We talk in posh accents, as Egmont Street fills with water, about how lucky we are to “live on the lake.” We chuckle about it as we wade in, water to our ankles, shoes heavy and soggy; straddle the current to get in the car. Watch the level rise as rain falls.
Yesterday the “lake” was very impressive.
Wind blown Magnolia leaves rode the current to the storm drain as oak twigs bobbed along behind. It wasn’t long before the whole drain was blocked and we were once again fancy and living large on our lake front lot.
By morning, the water had drained, the street was filled with debris, more rain was in the forecast, and I was no longer fancy.
I was just me.
I had lost my standing in high society along with my accent and my scepter was now a rake.
I set to work clearing the piles of rain driven debris that had ended up in front of my house.
The neighbor kitty corner to us waved from his veranda.
I began raking the side of my house.
I cleared the storm drain on my corner.
I ventured across the street to clear the two drains on the other side.

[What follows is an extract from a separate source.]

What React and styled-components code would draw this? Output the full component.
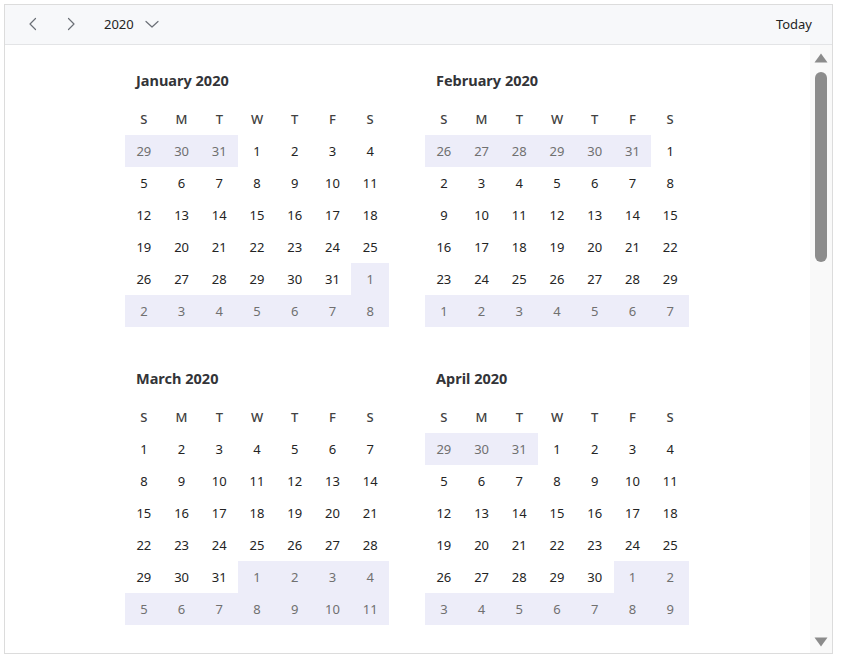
import React from "react";
import styled, { createGlobalStyle } from "styled-components";

const Global = createGlobalStyle`
  html, body { margin: 0; padding: 0; background: #ffffff; }
  body { font-family: "Noto Sans", "Open Sans", sans-serif; }
  * { box-sizing: border-box; }
`;

const Frame = styled.div`
  margin: 4px;
  width: 829px;
  height: 650px;
  border: 1px solid #dcdcdc;
  display: flex;
  flex-direction: column;
  background: #fff;
  overflow: hidden;
`;

const Header = styled.div`
  height: 40px;
  flex: none;
  display: flex;
  align-items: center;
  background: #f7f8fa;
  border-bottom: 1px solid #e3e4e6;
  padding: 0 20px 2px 13px;
`;

const NavButton = styled.button`
  width: 30px;
  height: 30px;
  border: none;
  background: transparent;
  display: flex;
  align-items: center;
  justify-content: center;
  padding: 0;
  margin-right: ${(p) => p.$gap || 0}px;
  color: #6b6f76;
`;

const YearPicker = styled.div`
  display: flex;
  align-items: center;
  gap: 10px;
  margin-left: 18px;
  font-size: 13px;
  color: #242424;
`;

const Spacer = styled.div`
  flex: 1;
`;

const TodayButton = styled.span`
  font-size: 13px;
  color: #242424;
`;

const Body = styled.div`
  flex: 1;
  display: flex;
  min-height: 0;
`;

const Content = styled.div`
  flex: 1;
  overflow: hidden;
  padding: 23px 0 0 120px;
`;

const MonthsGrid = styled.div`
  display: grid;
  grid-template-columns: 264px 264px;
  column-gap: 36px;
  row-gap: 39px;
  justify-content: start;
`;

const Month = styled.div`
  display: flex;
  flex-direction: column;
`;

const MonthTitle = styled.div`
  font-size: 14.5px;
  font-weight: 700;
  color: #333438;
  line-height: 24px;
  padding-left: 11px;
  margin-bottom: 11px;
`;

const DaysGrid = styled.div`
  display: grid;
  grid-template-columns: repeat(7, 1fr);
  grid-auto-rows: 32px;
`;

const WeekDay = styled.div`
  display: flex;
  align-items: center;
  justify-content: center;
  font-size: 13px;
  font-weight: 500;
  color: #424242;
`;

const Day = styled.div`
  display: flex;
  align-items: center;
  justify-content: center;
  font-size: 13px;
  color: ${(p) => (p.$outside ? "#707070" : "#242424")};
  background: ${(p) => (p.$outside ? "#ededf9" : "transparent")};
`;

const ScrollTrack = styled.div`
  width: 22px;
  flex: none;
  background: #f9f9f9;
  display: flex;
  flex-direction: column;
  align-items: center;
  padding-top: 8px;
  padding-bottom: 6px;
`;

const Thumb = styled.div`
  width: 12px;
  height: 190px;
  border-radius: 6px;
  background: #8c8c8c;
  margin-top: 9px;
`;

const TrackSpace = styled.div`
  flex: 1;
`;

const Chevron = ({ dir }) => (
  <svg width="16" height="16" viewBox="0 0 16 16" fill="none">
    {dir === "left" ? (
      <path d="M10.5 2.5 L5 8 L10.5 13.5" stroke="currentColor" strokeWidth="1.2" strokeLinecap="round" strokeLinejoin="round" />
    ) : (
      <path d="M5.5 2.5 L11 8 L5.5 13.5" stroke="currentColor" strokeWidth="1.2" strokeLinecap="round" strokeLinejoin="round" />
    )}
  </svg>
);

const ChevronDown = () => (
  <svg width="16" height="16" viewBox="0 0 16 16" fill="none">
    <path d="M2 5.5 L8 11 L14 5.5" stroke="#6b6f76" strokeWidth="1.2" strokeLinecap="round" strokeLinejoin="round" />
  </svg>
);

const Arrow = ({ up }) => (
  <svg width="14" height="10" viewBox="0 0 14 10">
    {up ? <path d="M7 0.5 L13.5 9.5 L0.5 9.5 Z" fill="#8c8c8c" /> : <path d="M0.5 0.5 L13.5 0.5 L7 9.5 Z" fill="#8c8c8c" />}
  </svg>
);

const MONTHS = [
  "January", "February", "March", "April", "May", "June",
  "July", "August", "September", "October", "November", "December",
];
const WEEK = ["S", "M", "T", "W", "T", "F", "S"];

function buildDays(year, month) {
  const first = new Date(year, month, 1).getDay();
  const days = [];
  for (let i = 0; i < 42; i++) {
    const d = new Date(year, month, 1 - first + i);
    days.push({ n: d.getDate(), outside: d.getMonth() !== month });
  }
  return days;
}

export default function App() {
  const year = 2020;
  return (
    <>
      <Global />
      <Frame>
        <Header>
          <NavButton $gap={8} aria-label="Previous">
            <Chevron dir="left" />
          </NavButton>
          <NavButton $gap={0} aria-label="Next">
            <Chevron dir="right" />
          </NavButton>
          <YearPicker>
            <span>2020</span>
            <ChevronDown />
          </YearPicker>
          <Spacer />
          <TodayButton>Today</TodayButton>
        </Header>
        <Body>
          <Content>
            <MonthsGrid>
              {MONTHS.map((name, m) => (
                <Month key={name}>
                  <MonthTitle>
                    {name} {year}
                  </MonthTitle>
                  <DaysGrid>
                    {WEEK.map((w, i) => (
                      <WeekDay key={"w" + i}>{w}</WeekDay>
                    ))}
                    {buildDays(year, m).map((d, i) => (
                      <Day key={i} $outside={d.outside}>
                        {d.n}
                      </Day>
                    ))}
                  </DaysGrid>
                </Month>
              ))}
            </MonthsGrid>
          </Content>
          <ScrollTrack>
            <Arrow up />
            <Thumb />
            <TrackSpace />
            <Arrow />
          </ScrollTrack>
        </Body>
      </Frame>
    </>
  );
}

At my move across the street, my waving neighbor shifted in his chair. He seemed confused and concerned that I had breeched some sort of barrier and crossed from “my” side of the street to the “other” side.
I cleared those drains then raked the leaves and moss and twigs and sticks from that side of the street as well. I continued the length of the street, well past “my side” in both directions.
My neighbor seemed beside himself with this development and I wondered if I had done something wrong.
Had I broken some sort of “neighborhood code?”
Had I somehow laid out an insult, insinuated that people could not clean up for themselves?
Was I just dumb for doing something that, sooner or later, the street sweeper would come along and take care of?
I had no clue.
But here’s the thing.
Rain was in the forecast.
Rain was predicted to fall.
And rain does not care which side of the street you live on or who has done the raking and preparing.
If the street floods, it affects all of the houses on it. The problem (blocked drain, pile of debris) may not be in front of your house, but the street will flood regardless.
It does no good to draw an imaginary line, to pretend your obligation or responsibility ends on “your” side of things. To think that problems up stream or downstream do not impact you. To think that you are safe in the middle as long as you have done “your part.”
If the water rises for one, it rises for all. No matter how posh or fancy we may be.
Sink or swim, we are all in this together.